▶ _What is asked_:
Pick out each line in these entries that contains the string "this".

▶ _Data supplied_:
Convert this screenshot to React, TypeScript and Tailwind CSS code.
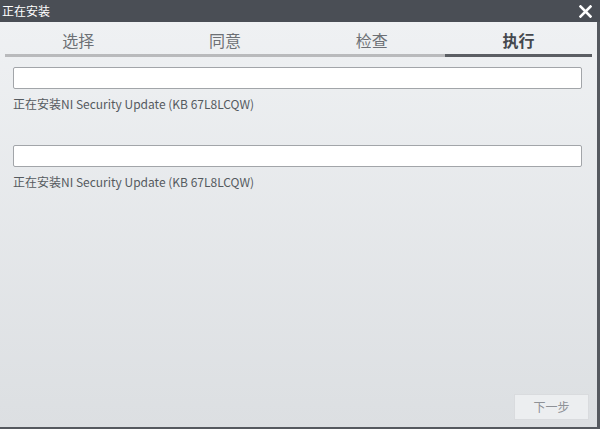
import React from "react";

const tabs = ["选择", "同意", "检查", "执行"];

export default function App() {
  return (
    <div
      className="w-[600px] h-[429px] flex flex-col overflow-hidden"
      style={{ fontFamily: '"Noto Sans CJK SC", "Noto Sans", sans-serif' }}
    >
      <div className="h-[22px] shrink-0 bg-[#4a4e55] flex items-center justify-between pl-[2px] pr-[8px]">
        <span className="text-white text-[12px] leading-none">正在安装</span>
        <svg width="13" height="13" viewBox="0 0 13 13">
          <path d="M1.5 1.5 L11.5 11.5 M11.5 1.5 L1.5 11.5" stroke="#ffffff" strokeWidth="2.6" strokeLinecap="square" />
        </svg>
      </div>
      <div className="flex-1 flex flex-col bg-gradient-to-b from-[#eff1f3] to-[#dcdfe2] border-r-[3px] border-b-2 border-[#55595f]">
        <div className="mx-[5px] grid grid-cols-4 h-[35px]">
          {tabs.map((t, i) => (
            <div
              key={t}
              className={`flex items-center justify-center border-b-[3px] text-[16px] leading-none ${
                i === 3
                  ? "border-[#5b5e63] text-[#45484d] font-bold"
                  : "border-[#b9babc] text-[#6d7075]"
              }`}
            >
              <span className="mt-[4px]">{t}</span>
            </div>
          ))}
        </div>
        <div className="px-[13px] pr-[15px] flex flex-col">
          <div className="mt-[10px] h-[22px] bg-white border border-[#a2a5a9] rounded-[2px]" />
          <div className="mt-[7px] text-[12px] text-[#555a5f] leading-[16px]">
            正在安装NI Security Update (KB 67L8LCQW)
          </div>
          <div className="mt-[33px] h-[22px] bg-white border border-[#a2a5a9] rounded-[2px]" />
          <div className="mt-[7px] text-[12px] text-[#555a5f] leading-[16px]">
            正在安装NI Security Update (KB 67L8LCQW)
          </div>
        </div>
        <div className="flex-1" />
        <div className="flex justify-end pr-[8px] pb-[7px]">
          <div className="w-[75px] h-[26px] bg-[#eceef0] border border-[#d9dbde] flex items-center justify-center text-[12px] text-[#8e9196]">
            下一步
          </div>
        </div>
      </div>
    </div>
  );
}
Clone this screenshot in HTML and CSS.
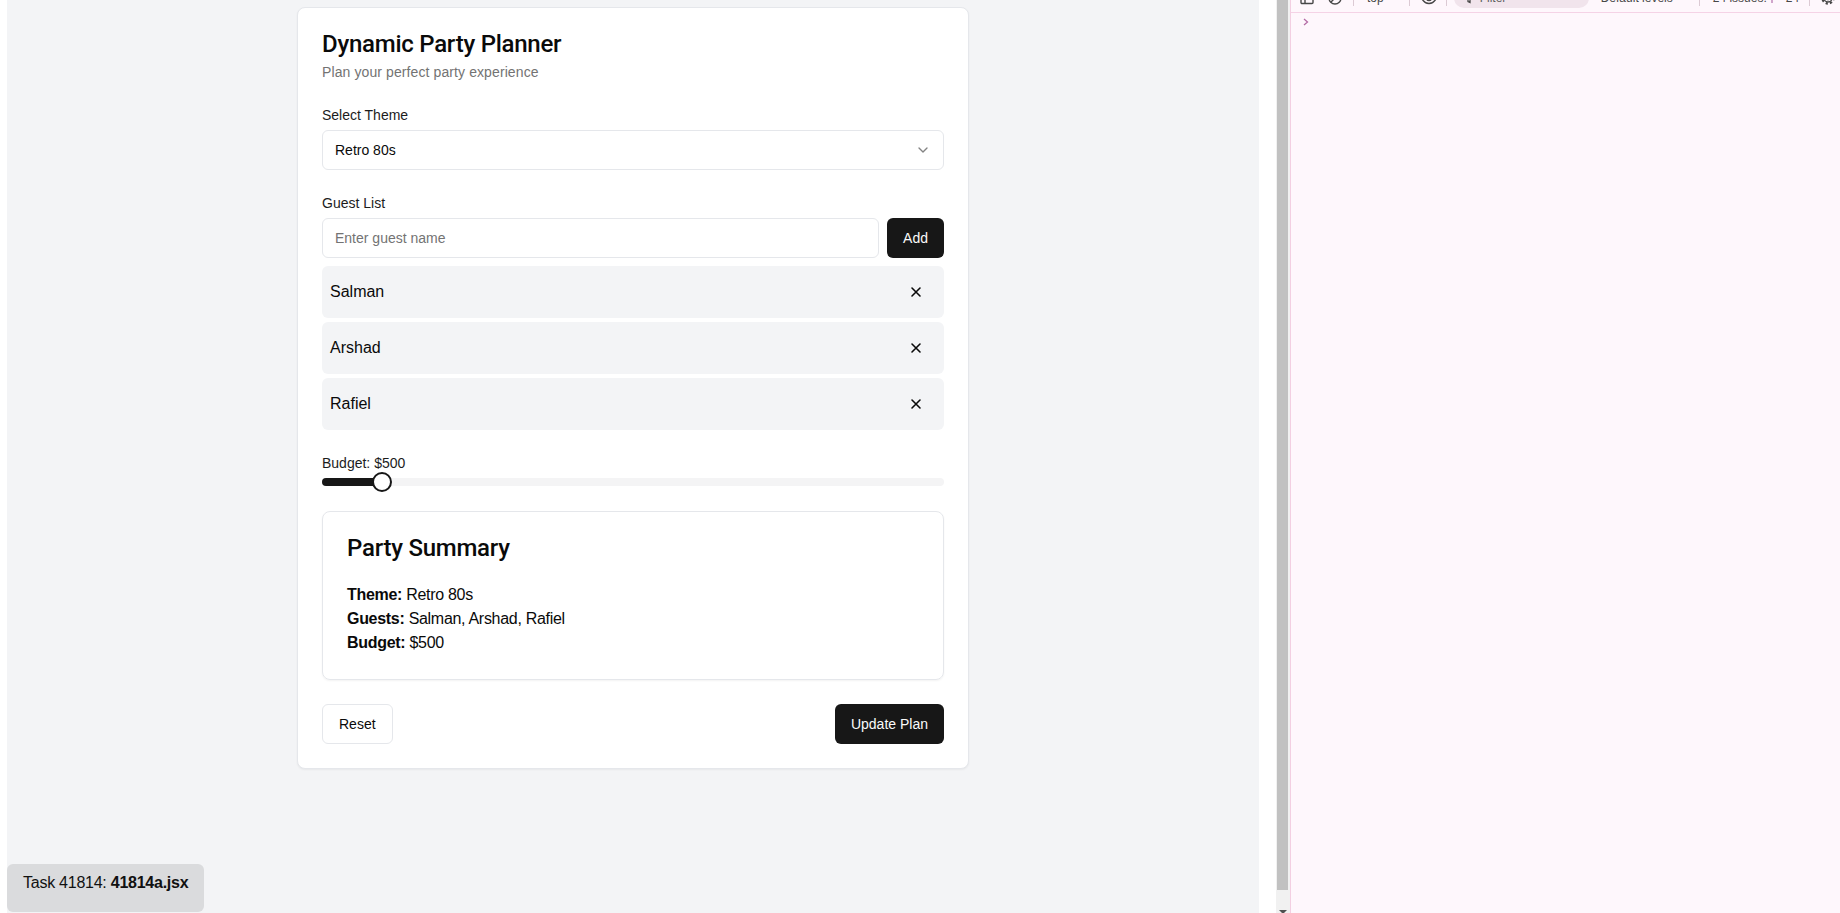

▶ _Final answer_:
Convert this screenshot to React, TypeScript and Tailwind CSS code.
Clone this screenshot in HTML and CSS.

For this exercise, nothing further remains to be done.